M. Whip avait aux lèvres un sourire mystérieux.
– Eh bien ! lui dit Jonathan.
– Vous aviez raison, mon cher.
– Bardel a des intelligences au dehors ?
– Oui.
– Avec qui ?
– Je ne sais pas. Mais, très-certainement, il cherche à faire évader un prisonnier.
– Ah ! ah !
Et Jonathan prit à son tour un air mystérieux.
– Quel est ce prisonnier ? poursuivit M. Whip. Je l’ignore.
– Et moi, dit Jonathan, je pourrai bien le savoir.
M. Whip recula et regarda son collègue.
– Vous ? fit-il.
– C’est bien M. Bardel qui a fermé les cellules ? reprit le gardien Jonathan.
– Oui.
– Eh bien ! il en est une qu’il a laissée ouverte.
– Laquelle ?
– Le numéro 16. Venez voir.
Le cœur de M. Whip bondit dans sa poitrine.
– C’est celle du petit Irlandais, dit-il.
– Justement. Je vous disais bien qu’il y avait du fenianisme là-dessous.
Jonathan conduisit M. Whip à la cellule numéro 16, et lui démontra, sans le moindre bruit, que la serrure était ouverte et le verroux non poussé.
– Jonathan, dit M. Whip, en lui pressant vivement la main, écoutez-moi bien.
– Parlez.
– Vous allez rester ici.
– Bien.
– M. Bardel viendra à neuf heures.
– C’est probable.
– Il vous demandera pourquoi vous m’avez remplacé ; vous lui direz que j’étais malade.
– Très-bien.
– Il se défie certainement plus de moi que de vous, et il se trouvera enchanté de la substitution.
– Vous croyez ?
– Puis il vous éloignera sous un prétexte quelconque.
– Et alors que ferai-je ?
– Vous tâcherez de gagner le préau et de vous y cacher.
– Après ?
– Je n’ai pas le temps de vous expliquer tout cela en détail mais je suis sûr que M. Bardel conduira le petit Irlandais dans le préau.
– Ah !
– Et qu’il lui ouvrira la porte de la nouvelle prison. Alors vous le suivrez et vous mettrez à crier au secours ; j’aurai prévenu les sentinelles, nous accourrons et nous le prendrons en flagrant délit.

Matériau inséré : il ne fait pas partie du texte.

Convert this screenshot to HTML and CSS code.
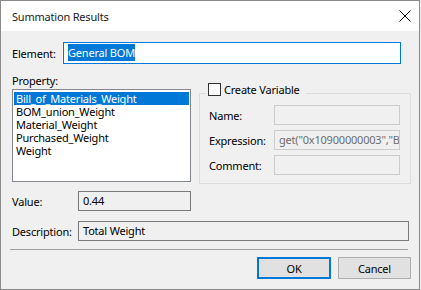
FILE: index.html
```html
<!DOCTYPE html>
<html lang="en">
<head>
    <meta charset="UTF-8">
    <title>Summation Results</title>
    <link rel="stylesheet" href="styles.css">
</head>
<body>
    <div class="ventana">
        <div class="titulo">
            <span class="titulo-texto">Summation Results</span>
            <svg class="cerrar" width="12" height="12" viewBox="0 0 12 12">
                <path d="M0.5 0.5L11.5 11.5M11.5 0.5L0.5 11.5" stroke="#000" stroke-width="1" fill="none"/>
            </svg>
        </div>
        <div class="contenido">
            <div class="fila fila-elemento">
                <span class="etiqueta etiqueta-elemento">Element:</span>
                <div class="campo campo-foco campo-elemento"><span class="seleccion">General BOM</span></div>
            </div>
            <div class="principal">
                <div class="izquierda">
                    <div class="etiqueta etiqueta-prop">Property:</div>
                    <div class="lista">
                        <div class="item activo">Bill_of_Materials_Weight</div>
                        <div class="item">BOM_union_Weight</div>
                        <div class="item">Material_Weight</div>
                        <div class="item">Purchased_Weight</div>
                        <div class="item">Weight</div>
                    </div>
                </div>
                <div class="grupo">
                    <div class="leyenda"><span class="casilla"></span>Create Variable</div>
                    <div class="grupo-caja">
                        <div class="grupo-fila">
                            <span class="grupo-etiqueta">Name:</span>
                            <div class="campo campo-off"></div>
                        </div>
                        <div class="grupo-fila">
                            <span class="grupo-etiqueta">Expression:</span>
                            <div class="campo campo-off texto-gris">get("0x10900000003","Bill_of_Materials_Weight")</div>
                        </div>
                        <div class="grupo-fila">
                            <span class="grupo-etiqueta">Comment:</span>
                            <div class="campo campo-off"></div>
                        </div>
                    </div>
                </div>
            </div>
            <div class="fila fila-valor">
                <span class="etiqueta etiqueta-ancha">Value:</span>
                <div class="campo campo-lectura campo-valor">0.44</div>
            </div>
            <div class="fila fila-desc">
                <span class="etiqueta etiqueta-ancha">Description:</span>
                <div class="campo campo-lectura campo-desc">Total Weight</div>
            </div>
            <div class="separador"></div>
            <div class="botones">
                <button class="boton boton-ok">OK</button>
                <button class="boton boton-cancelar">Cancel</button>
            </div>
        </div>
    </div>
</body>
</html>
```

FILE: styles.css
```css
* {
    box-sizing: border-box;
}
body {
    margin: 0;
    font-family: "Noto Sans", "Open Sans", sans-serif;
    font-size: 11px;
    letter-spacing: -0.2px;
    color: #000;
    background: #f0f0f0;
}
.ventana {
    width: 420px;
    height: 290px;
    border: 1px solid #8a8a8a;
    display: flex;
    flex-direction: column;
    background: #f0f0f0;
}
.titulo {
    height: 30px;
    background: white;
    display: flex;
    align-items: center;
    justify-content: space-between;
    padding: 0 8px 0 11px;
}
.titulo-texto {
    color: #1b1b1b;
}
.contenido {
    flex: 1;
    padding: 11px 0 0 11px;
}
.fila {
    display: flex;
    align-items: center;
}
.fila-elemento {
    height: 22px;
}
.etiqueta {
    line-height: 15px;
}
.etiqueta-elemento {
    width: 51px;
}
.etiqueta-ancha {
    width: 66px;
}
.campo {
    height: 20px;
    border: 1px solid #7a7a7a;
    background: white;
    padding: 0 4px;
    line-height: 18px;
    white-space: nowrap;
    overflow: hidden;
}
.campo-elemento {
    width: 338px;
    height: 22px;
    line-height: 20px;
}
.campo-foco {
    border-color: #0078d7;
}
.seleccion {
    background: #0078d7;
    color: white;
    padding: 1px 0;
}
.campo-lectura {
    background: #f0f0f0;
}
.campo-valor {
    width: 113px;
}
.campo-desc {
    width: 331px;
}
.principal {
    display: flex;
    gap: 8px;
    margin-top: 9px;
}
.izquierda {
    width: 179px;
}
.lista {
    margin-top: 1px;
    height: 93px;
    border: 1px solid #828790;
    background: white;
    padding: 2px 1px;
}
.item {
    line-height: 13px;
    padding-left: 2px;
    white-space: nowrap;
}
.activo {
    background: #0078d7;
    color: white;
}
.grupo {
    width: 212px;
    margin-top: 10px;
}
.leyenda {
    position: relative;
    display: inline-flex;
    align-items: center;
    height: 13px;
    line-height: 13px;
    margin-left: 7px;
    padding: 0 6px 0 2px;
    background: #f0f0f0;
}
.casilla {
    width: 13px;
    height: 13px;
    border: 1px solid #333;
    background: white;
    margin-right: 3px;
}
.grupo-caja {
    margin-top: -6px;
    height: 91px;
    border: 1px solid #dcdcdc;
    padding: 11px 10px 0 9px;
}
.grupo-fila {
    display: flex;
    align-items: center;
    height: 20px;
    margin-bottom: 5px;
}
.grupo-etiqueta {
    width: 65px;
}
.campo-off {
    flex: 1;
    background: #f0f0f0;
    border-color: #cccccc;
}
.texto-gris {
    color: #6d6d6d;
}
.fila-valor {
    margin-top: 7px;
}
.fila-desc {
    margin-top: 10px;
}
.separador {
    margin: 8px 0 0 -2px;
    width: 398px;
    height: 1px;
    background: #a0a0a0;
}
.botones {
    display: flex;
    justify-content: flex-end;
    gap: 7px;
    margin: 7px 8px 0 0;
}
.boton {
    height: 22px;
    font-family: inherit;
    font-size: 11px;
    letter-spacing: -0.2px;
    background: #e1e1e1;
    border: 1px solid #adadad;
    color: #000;
    padding: 0;
}
.boton-ok {
    width: 74px;
    border: 2px solid #0078d7;
}
.boton-cancelar {
    width: 73px;
}
```
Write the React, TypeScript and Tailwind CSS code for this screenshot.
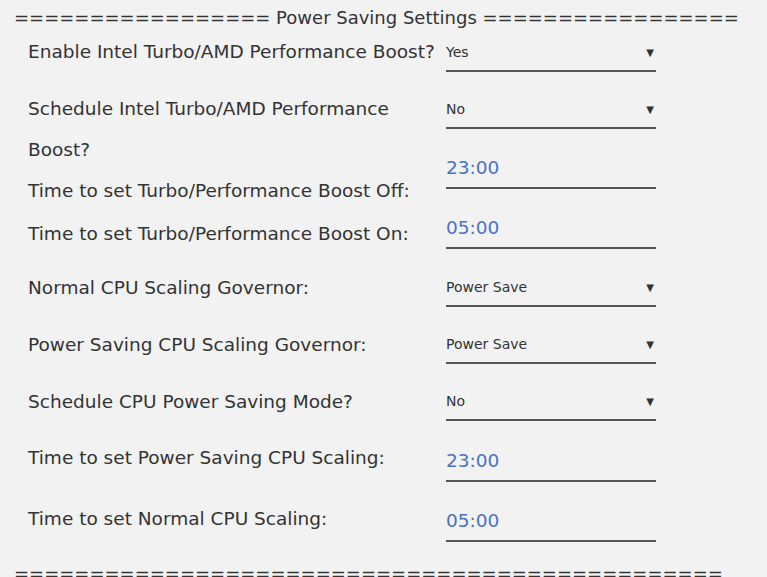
import React from "react";

type Row = {
  label: React.ReactNode;
  kind: "select" | "input";
  value: string;
  h: string;
  lmt: string;
  leading?: string;
};

const rows: Row[] = [
  { label: "Enable Intel Turbo/AMD Performance Boost?", kind: "select", value: "Yes", h: "h-[57px]", lmt: "mt-[12px]" },
  { label: (<>Schedule Intel Turbo/AMD Performance<br />Boost?</>), kind: "select", value: "No", h: "h-[60px]", lmt: "mt-[3px]", leading: "leading-[41px]" },
  { label: "Time to set Turbo/Performance Boost Off:", kind: "input", value: "23:00", h: "h-[60px]", lmt: "mt-[34px]" },
  { label: "Time to set Turbo/Performance Boost On:", kind: "input", value: "05:00", h: "h-[58px]", lmt: "mt-[17px]" },
  { label: "Normal CPU Scaling Governor:", kind: "select", value: "Power Save", h: "h-[57px]", lmt: "mt-[13px]" },
  { label: "Power Saving CPU Scaling Governor:", kind: "select", value: "Power Save", h: "h-[57px]", lmt: "mt-[13px]" },
  { label: "Schedule CPU Power Saving Mode?", kind: "select", value: "No", h: "h-[61px]", lmt: "mt-[13px]" },
  { label: "Time to set Power Saving CPU Scaling:", kind: "input", value: "23:00", h: "h-[60px]", lmt: "mt-[8px]" },
  { label: "Time to set Normal CPU Scaling:", kind: "input", value: "05:00", h: "h-[60px]", lmt: "mt-[9px]" },
];

export default function App() {
  return (
    <div
      className="w-[767px] h-[577px] overflow-hidden bg-[#f2f2f2] text-[#333333] pt-[8px]"
      style={{ fontFamily: '"DejaVu Sans", sans-serif' }}
    >
      <div className="pl-[14px] h-[20px] text-[18px] leading-[20px] whitespace-nowrap">
        ================= Power Saving Settings =================
      </div>
      <div className="pl-[28px]">
        {rows.map((r, i) => (
          <div key={i} className={`flex ${r.h}`}>
            <div className={`w-[418px] shrink-0 text-[18.5px] ${r.leading ?? "leading-[24px]"} ${r.lmt}`}>
              {r.label}
            </div>
            {r.kind === "select" ? (
              <div className="mt-[12px] w-[210px] h-[32px] border-b-2 border-[#555555] flex items-center pb-[6px]">
                <div className="flex w-full items-center justify-between text-[14px] text-[#333333]">
                  <span>{r.value}</span>
                  <span className="text-[10px] pr-[2px]">▼</span>
                </div>
              </div>
            ) : (
              <div className="mt-[12px] w-[210px] h-[32px] border-b-2 border-[#555555] flex items-center pb-[8px]">
                <span className="text-[18.5px] text-[#4a72c4]">{r.value}</span>
              </div>
            )}
          </div>
        ))}
      </div>
      <div className="pl-[14px] text-[18px] leading-[20px] whitespace-nowrap mt-[6px]">
        ===============================================
      </div>
    </div>
  );
}
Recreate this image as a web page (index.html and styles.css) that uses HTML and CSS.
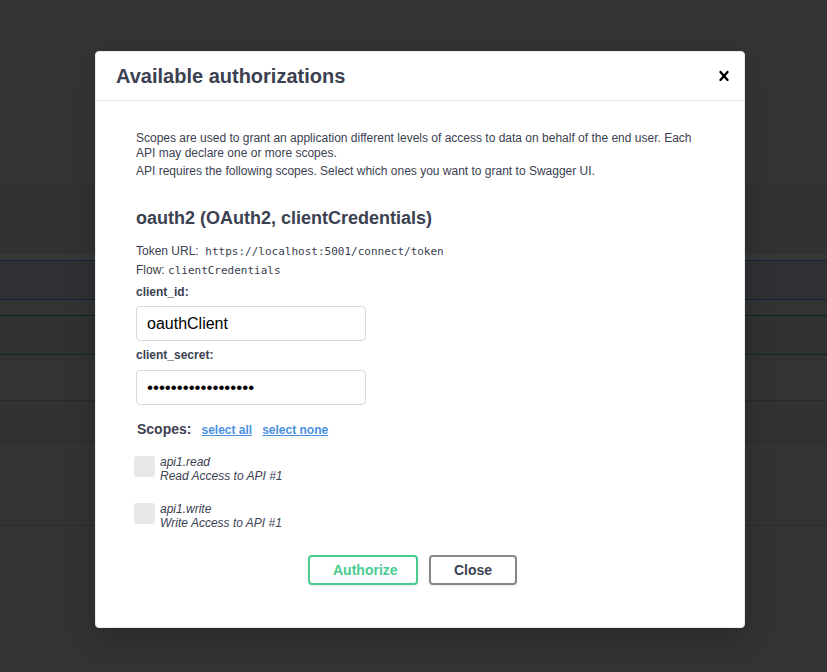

– Vous êtes un homme de génie, mon cher Whip, dit Jonathan.
M. Whip longea le corridor, ouvrit la porte du préau, la referma sur lui et disparut.
Il était temps, car cinq minutes après, M. Bardel parut à son tour, couvert de son manteau de nuit, un trousseau de clés à la ceinture et sa lanterne sourde à la main.
Jonathan s’était assis dans sa guérite.
M. Bardel dirigea vers lui la clarté de sa lanterne et tressaillit en reconnaissant qu’il n’avait plus à faire à M. Whip.
– Qu’est-ce que cela ? dit-il en s’approchant.
– Excusez Whip, dit Jonathan, il était malade.
– Pourquoi ne me l’a-t-il pas dit ? fit sévèrement M. Bardel.
– Il craignait d’être grondé. Pendant que nous dînions, il m’a demandé de le remplacer.
– Il a eu tort, dit sèchement M. Bardel, car vous êtes un mauvais gardien de nuit.
– Pourquoi cela ?
– Mais parce que vous vous endormez facilement. Tenez, vous avez les yeux déjà à demi fermés…
– Oh ! par exemple !
M. Bardel posa sa lanterne à terre, prit sa tabatière et prit brusquement une prise.
– Tenez, dit-il à Jonathan, faites comme moi, cela vous réveillera.
Et il lui tendit sa tabatière, qu’il avait prestement retournée et dans laquelle Jonathan introduisit ses doigts sans défiance.